_Task description_. Output the full listing word for word.

_Stored data_.
(begin)
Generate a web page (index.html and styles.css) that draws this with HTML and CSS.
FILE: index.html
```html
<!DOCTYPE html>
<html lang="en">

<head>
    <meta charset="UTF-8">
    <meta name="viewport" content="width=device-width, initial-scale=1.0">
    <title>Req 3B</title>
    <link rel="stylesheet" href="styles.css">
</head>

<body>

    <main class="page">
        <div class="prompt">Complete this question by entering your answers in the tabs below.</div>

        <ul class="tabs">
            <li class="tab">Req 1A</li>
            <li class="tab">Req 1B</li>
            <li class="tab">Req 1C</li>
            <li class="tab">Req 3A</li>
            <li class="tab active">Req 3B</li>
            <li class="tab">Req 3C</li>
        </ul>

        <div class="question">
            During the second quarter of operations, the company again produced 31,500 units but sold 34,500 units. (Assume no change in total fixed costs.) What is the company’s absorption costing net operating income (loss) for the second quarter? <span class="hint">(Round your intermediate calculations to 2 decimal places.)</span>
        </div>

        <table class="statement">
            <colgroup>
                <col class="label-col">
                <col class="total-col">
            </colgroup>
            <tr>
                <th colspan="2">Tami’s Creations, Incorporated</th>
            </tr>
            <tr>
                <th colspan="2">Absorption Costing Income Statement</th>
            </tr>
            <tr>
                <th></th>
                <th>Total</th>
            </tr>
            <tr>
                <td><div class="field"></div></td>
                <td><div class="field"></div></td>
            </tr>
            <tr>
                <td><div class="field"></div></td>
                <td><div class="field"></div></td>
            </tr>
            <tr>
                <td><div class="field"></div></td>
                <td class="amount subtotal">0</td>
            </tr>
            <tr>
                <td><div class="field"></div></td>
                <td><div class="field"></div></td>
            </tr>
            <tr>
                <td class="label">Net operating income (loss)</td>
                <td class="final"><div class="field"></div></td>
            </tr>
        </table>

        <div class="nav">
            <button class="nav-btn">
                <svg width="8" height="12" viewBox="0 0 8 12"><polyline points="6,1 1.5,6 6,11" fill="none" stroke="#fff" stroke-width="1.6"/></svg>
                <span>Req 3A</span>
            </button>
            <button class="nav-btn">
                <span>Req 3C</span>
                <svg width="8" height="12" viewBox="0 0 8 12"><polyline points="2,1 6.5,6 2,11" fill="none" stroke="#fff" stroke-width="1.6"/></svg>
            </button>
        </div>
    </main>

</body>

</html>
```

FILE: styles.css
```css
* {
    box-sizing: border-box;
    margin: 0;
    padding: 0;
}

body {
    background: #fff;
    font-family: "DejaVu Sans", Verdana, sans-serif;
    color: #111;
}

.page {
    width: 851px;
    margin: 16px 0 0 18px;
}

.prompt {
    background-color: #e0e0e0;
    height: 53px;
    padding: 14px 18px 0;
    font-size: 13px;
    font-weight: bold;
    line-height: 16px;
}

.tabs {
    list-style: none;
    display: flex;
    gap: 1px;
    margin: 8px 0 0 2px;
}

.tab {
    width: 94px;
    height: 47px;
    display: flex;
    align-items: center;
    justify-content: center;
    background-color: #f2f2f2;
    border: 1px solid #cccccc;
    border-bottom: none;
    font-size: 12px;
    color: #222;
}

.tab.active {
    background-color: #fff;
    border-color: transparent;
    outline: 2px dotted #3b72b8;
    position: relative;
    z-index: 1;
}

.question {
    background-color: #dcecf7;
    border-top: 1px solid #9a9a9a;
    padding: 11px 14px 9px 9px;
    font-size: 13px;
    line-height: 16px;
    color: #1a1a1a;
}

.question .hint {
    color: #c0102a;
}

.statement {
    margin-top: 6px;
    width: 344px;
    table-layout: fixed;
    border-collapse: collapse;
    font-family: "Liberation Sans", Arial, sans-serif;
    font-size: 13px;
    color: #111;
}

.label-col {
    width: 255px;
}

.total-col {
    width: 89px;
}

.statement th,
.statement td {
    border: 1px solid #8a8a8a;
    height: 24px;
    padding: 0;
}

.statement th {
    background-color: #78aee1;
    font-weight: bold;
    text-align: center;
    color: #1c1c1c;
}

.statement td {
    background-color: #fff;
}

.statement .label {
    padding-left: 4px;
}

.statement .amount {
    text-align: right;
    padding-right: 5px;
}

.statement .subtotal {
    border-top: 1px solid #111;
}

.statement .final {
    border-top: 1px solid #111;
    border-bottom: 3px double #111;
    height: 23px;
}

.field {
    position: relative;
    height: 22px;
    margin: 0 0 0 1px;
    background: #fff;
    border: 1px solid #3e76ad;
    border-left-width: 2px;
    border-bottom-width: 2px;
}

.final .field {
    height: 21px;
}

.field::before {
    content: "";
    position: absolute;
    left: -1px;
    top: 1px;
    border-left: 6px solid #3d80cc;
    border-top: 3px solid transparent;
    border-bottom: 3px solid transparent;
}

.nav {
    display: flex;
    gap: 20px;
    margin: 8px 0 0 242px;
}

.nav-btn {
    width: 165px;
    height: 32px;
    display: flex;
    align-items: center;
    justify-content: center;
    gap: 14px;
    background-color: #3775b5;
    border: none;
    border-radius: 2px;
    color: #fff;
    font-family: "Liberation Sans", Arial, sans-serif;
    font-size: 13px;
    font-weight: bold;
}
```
(end)
_Solved exercise_.
Generate a web page (index.html and styles.css) that draws this with HTML and CSS.
FILE: index.html
```html
<!DOCTYPE html>
<html lang="en">

<head>
    <meta charset="UTF-8">
    <meta name="viewport" content="width=device-width, initial-scale=1.0">
    <title>Req 3B</title>
    <link rel="stylesheet" href="styles.css">
</head>

<body>

    <main class="page">
        <div class="prompt">Complete this question by entering your answers in the tabs below.</div>

        <ul class="tabs">
            <li class="tab">Req 1A</li>
            <li class="tab">Req 1B</li>
            <li class="tab">Req 1C</li>
            <li class="tab">Req 3A</li>
            <li class="tab active">Req 3B</li>
            <li class="tab">Req 3C</li>
        </ul>

        <div class="question">
            During the second quarter of operations, the company again produced 31,500 units but sold 34,500 units. (Assume no change in total fixed costs.) What is the company’s absorption costing net operating income (loss) for the second quarter? <span class="hint">(Round your intermediate calculations to 2 decimal places.)</span>
        </div>

        <table class="statement">
            <colgroup>
                <col class="label-col">
                <col class="total-col">
            </colgroup>
            <tr>
                <th colspan="2">Tami’s Creations, Incorporated</th>
            </tr>
            <tr>
                <th colspan="2">Absorption Costing Income Statement</th>
            </tr>
            <tr>
                <th></th>
                <th>Total</th>
            </tr>
            <tr>
                <td><div class="field"></div></td>
                <td><div class="field"></div></td>
            </tr>
            <tr>
                <td><div class="field"></div></td>
                <td><div class="field"></div></td>
            </tr>
            <tr>
                <td><div class="field"></div></td>
                <td class="amount subtotal">0</td>
            </tr>
            <tr>
                <td><div class="field"></div></td>
                <td><div class="field"></div></td>
            </tr>
            <tr>
                <td class="label">Net operating income (loss)</td>
                <td class="final"><div class="field"></div></td>
            </tr>
        </table>

        <div class="nav">
            <button class="nav-btn">
                <svg width="8" height="12" viewBox="0 0 8 12"><polyline points="6,1 1.5,6 6,11" fill="none" stroke="#fff" stroke-width="1.6"/></svg>
                <span>Req 3A</span>
            </button>
            <button class="nav-btn">
                <span>Req 3C</span>
                <svg width="8" height="12" viewBox="0 0 8 12"><polyline points="2,1 6.5,6 2,11" fill="none" stroke="#fff" stroke-width="1.6"/></svg>
            </button>
        </div>
    </main>

</body>

</html>
```

FILE: styles.css
```css
* {
    box-sizing: border-box;
    margin: 0;
    padding: 0;
}

body {
    background: #fff;
    font-family: "DejaVu Sans", Verdana, sans-serif;
    color: #111;
}

.page {
    width: 851px;
    margin: 16px 0 0 18px;
}

.prompt {
    background-color: #e0e0e0;
    height: 53px;
    padding: 14px 18px 0;
    font-size: 13px;
    font-weight: bold;
    line-height: 16px;
}

.tabs {
    list-style: none;
    display: flex;
    gap: 1px;
    margin: 8px 0 0 2px;
}

.tab {
    width: 94px;
    height: 47px;
    display: flex;
    align-items: center;
    justify-content: center;
    background-color: #f2f2f2;
    border: 1px solid #cccccc;
    border-bottom: none;
    font-size: 12px;
    color: #222;
}

.tab.active {
    background-color: #fff;
    border-color: transparent;
    outline: 2px dotted #3b72b8;
    position: relative;
    z-index: 1;
}

.question {
    background-color: #dcecf7;
    border-top: 1px solid #9a9a9a;
    padding: 11px 14px 9px 9px;
    font-size: 13px;
    line-height: 16px;
    color: #1a1a1a;
}

.question .hint {
    color: #c0102a;
}

.statement {
    margin-top: 6px;
    width: 344px;
    table-layout: fixed;
    border-collapse: collapse;
    font-family: "Liberation Sans", Arial, sans-serif;
    font-size: 13px;
    color: #111;
}

.label-col {
    width: 255px;
}

.total-col {
    width: 89px;
}

.statement th,
.statement td {
    border: 1px solid #8a8a8a;
    height: 24px;
    padding: 0;
}

.statement th {
    background-color: #78aee1;
    font-weight: bold;
    text-align: center;
    color: #1c1c1c;
}

.statement td {
    background-color: #fff;
}

.statement .label {
    padding-left: 4px;
}

.statement .amount {
    text-align: right;
    padding-right: 5px;
}

.statement .subtotal {
    border-top: 1px solid #111;
}

.statement .final {
    border-top: 1px solid #111;
    border-bottom: 3px double #111;
    height: 23px;
}

.field {
    position: relative;
    height: 22px;
    margin: 0 0 0 1px;
    background: #fff;
    border: 1px solid #3e76ad;
    border-left-width: 2px;
    border-bottom-width: 2px;
}

.final .field {
    height: 21px;
}

.field::before {
    content: "";
    position: absolute;
    left: -1px;
    top: 1px;
    border-left: 6px solid #3d80cc;
    border-top: 3px solid transparent;
    border-bottom: 3px solid transparent;
}

.nav {
    display: flex;
    gap: 20px;
    margin: 8px 0 0 242px;
}

.nav-btn {
    width: 165px;
    height: 32px;
    display: flex;
    align-items: center;
    justify-content: center;
    gap: 14px;
    background-color: #3775b5;
    border: none;
    border-radius: 2px;
    color: #fff;
    font-family: "Liberation Sans", Arial, sans-serif;
    font-size: 13px;
    font-weight: bold;
}
```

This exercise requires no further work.